1
votes

I have a simple pcolor plot in Matlab (Version R 2016b) which I have uploaded as shown in the image below. I need to get only the blue sloped line which extends from the middle of the leftmost corner to the rightmost corner without hard-coding the matrix values.

For instance: One can see that the desired slope line has values somewhere approximately between 20 to 45 from the pcolor plot. (From a rough guess just by looking at the graph)

I'm applying the following code on the matrix named Slant which contains the plotted values.

load('Slant.mat');
Slant(Slant<20|Slant>50)=0;
pcolor(Slant); colormap(jet); shading interp; colorbar;

As one can see I hard-coded the values which I don't want to. Is there any method of detecting certain matrix values while making the rest equal to zero?

I used an other small algorithm of taking half the maximum value from the matrix and setting it to zero. But this doesn't work for other images.

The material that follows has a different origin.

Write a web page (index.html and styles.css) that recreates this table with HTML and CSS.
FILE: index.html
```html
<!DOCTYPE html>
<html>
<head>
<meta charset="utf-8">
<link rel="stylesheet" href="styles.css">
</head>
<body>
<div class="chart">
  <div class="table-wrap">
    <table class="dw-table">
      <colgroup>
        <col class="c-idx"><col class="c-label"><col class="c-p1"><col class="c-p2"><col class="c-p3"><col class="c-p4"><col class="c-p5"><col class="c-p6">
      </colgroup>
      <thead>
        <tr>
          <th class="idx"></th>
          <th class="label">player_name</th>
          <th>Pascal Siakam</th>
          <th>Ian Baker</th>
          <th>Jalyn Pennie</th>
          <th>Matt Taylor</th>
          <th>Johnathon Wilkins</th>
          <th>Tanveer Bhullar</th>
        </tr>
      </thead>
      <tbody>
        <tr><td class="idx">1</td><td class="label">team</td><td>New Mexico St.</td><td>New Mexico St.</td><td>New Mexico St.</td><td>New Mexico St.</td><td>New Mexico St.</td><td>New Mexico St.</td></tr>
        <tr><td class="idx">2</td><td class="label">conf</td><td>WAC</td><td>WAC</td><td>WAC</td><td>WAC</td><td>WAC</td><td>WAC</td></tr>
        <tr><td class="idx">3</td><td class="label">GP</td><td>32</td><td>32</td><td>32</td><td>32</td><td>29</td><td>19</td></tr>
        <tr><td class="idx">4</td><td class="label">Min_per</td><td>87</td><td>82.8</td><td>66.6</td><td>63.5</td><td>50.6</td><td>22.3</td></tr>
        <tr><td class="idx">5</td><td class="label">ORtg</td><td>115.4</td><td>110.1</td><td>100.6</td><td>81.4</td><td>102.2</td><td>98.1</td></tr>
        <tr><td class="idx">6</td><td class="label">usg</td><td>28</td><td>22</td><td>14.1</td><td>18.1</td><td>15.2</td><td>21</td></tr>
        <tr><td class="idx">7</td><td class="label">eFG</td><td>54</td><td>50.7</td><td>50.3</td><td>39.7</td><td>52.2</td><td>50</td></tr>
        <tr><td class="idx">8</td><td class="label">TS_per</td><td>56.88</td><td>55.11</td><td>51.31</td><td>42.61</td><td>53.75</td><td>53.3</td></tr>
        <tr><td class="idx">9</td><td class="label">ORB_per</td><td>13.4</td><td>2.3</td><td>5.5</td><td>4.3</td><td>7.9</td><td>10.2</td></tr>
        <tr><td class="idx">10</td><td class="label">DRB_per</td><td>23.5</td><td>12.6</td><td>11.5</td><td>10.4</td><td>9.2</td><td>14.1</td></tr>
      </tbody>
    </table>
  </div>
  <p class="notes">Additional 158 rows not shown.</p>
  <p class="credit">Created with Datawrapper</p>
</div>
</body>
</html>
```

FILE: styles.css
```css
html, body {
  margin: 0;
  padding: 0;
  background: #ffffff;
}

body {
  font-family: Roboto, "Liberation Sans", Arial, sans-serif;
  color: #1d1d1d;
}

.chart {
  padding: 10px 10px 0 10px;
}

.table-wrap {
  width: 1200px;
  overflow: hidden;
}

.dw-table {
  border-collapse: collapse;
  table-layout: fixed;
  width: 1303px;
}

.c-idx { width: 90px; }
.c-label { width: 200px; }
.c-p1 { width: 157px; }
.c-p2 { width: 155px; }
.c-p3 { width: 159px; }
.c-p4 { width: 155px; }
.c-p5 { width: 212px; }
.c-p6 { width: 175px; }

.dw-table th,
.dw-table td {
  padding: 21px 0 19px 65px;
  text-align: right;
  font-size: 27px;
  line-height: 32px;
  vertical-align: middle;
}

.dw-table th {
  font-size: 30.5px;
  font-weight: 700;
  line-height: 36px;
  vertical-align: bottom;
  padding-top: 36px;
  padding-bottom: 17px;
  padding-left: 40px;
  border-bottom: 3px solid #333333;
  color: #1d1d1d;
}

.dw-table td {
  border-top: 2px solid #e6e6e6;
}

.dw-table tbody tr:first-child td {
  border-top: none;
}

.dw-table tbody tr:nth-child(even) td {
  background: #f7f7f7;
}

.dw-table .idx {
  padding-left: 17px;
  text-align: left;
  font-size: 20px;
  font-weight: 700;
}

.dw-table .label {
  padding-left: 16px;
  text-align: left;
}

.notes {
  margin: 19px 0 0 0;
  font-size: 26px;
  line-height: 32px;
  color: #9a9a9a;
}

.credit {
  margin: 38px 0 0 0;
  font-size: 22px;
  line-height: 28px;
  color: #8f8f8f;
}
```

[maxvalue, row] = max(Slant);
max_m=max(maxvalue);
Slant(Slant>max_m/2)=0;
pcolor(Slant); colormap(jet); shading interp; colorbar;

Slope Image

2
Is the matrix nonzero everywhere in the image?flawr
The matrix is non-zero in the colored region. Outside that it has values of zero.Sack11
Why do you use such a big matrix with so many entries that do not add anything? What properties does this line have that distinguishes it from the rest of the picture? Without any knowledge about what structure and information you expect this seems to be impossible to solve.flawr
The matrix is from certain measurements. The other entries are made zero because of the knowledge from standard noise. (I know prior that these rows and columns are noise values).The line is the measurement data of a moving vehicle/object. As I included in the question, by visual inspection one can easily guess that the value of the line is somewhere between 20 and 45. But I don't want to hard code it, I just want to remove the other background values like the yellow colored values (It doesn't have to be precise but clear enough so that the line is visible)Sack11
"by visual inspection" does not help anything, because you want to use a computre. Is this line always going to be a straight line? Does it always have the same thickness? Does it always have the same angle? Is it brighter /darker than the rest of the image? How can you tell it apart from the rest of the noise?flawr

2 Answers

1
votes

Here is another suggestion:

  1. Remove all the background.
  2. Assuming this "line" results in a Bimodal distribution of the data (after removing the zeros), find the lower mode.
  3. Assuming the values of the line are always lower than the background, apply a logic mask that set to zeros all values above the minimum + 2nd_mode, as demonstrated in the figure below (in red circle):

line_hist

Here is how it works:

A = Slant(any(Slant,2),:); % save in A only the nonzero data

Now we have A that looks like this:

A

[y,x] = findpeaks(histcounts(A)); % find all the mode in the histogram of A
sorted_x = sortrows([x.' y.'],-2); % sort them by their hight in decendet order
mA = A<min(A(:))+sorted_x(2,1); % mask all values above the second mode
result = A.*mA; % apply the mask on A

And we get the result:

result


The resulted line has some holes within it, so you might want to interpolate the whole line from the result. This can be done with simple math on the indices:

[y1,x1] = find(mA,1); % find the first nonzero row 
[y2,x2] = find(mA,1,'last'); % find the last nonzero row
m = (y1-y2)/(x1-x2); % the line slope
n = y1-m*x1; % the intercept
f_line = @(x) m.*x+n; % the line function

So we get a line function f_line like this (in red below):

interp_line

Now we want to make this line thicker, like the line in the data, so we take the mode of the thickness (by counting the values in each column, you might want to take max instead), and 'expand' the line by half of this factor to both sides:

thick = mode(sum(mA)); % mode thickness of the line
tmp = (1:thick)-ceil(thick/2); % helper vector for expanding
rows = bsxfun(@plus,tmp.',floor(f_line(1:size(A,2)))); % all the rows for each coloumn
rows(rows<1) = 1; % make sure to not get out of range
rows(rows>size(A,1)) = size(A,1); % make sure to not get out of range
inds = sub2ind(size(A),rows,repmat(1:size(A,2),thick,1)); % convert to linear indecies
mA(inds) = 1; % add the interpolation to the mask
result = A.*mA; % apply the mask on A

And now result looks like this:

inter and thick

1
votes

Idea: Use the Hough transform:

First of all it is best to create a new matrix with only the rows and columns we are interested in.

In order to apply matlab's built in hough we have to create a binary image: As the line always has lower values than the rest, we could e.g. determine the lowest quartile of the brightnesses present in the picture (using quantile, and set these to white, everything else to black.

Then to find the line, we can use hough directly on that BW image.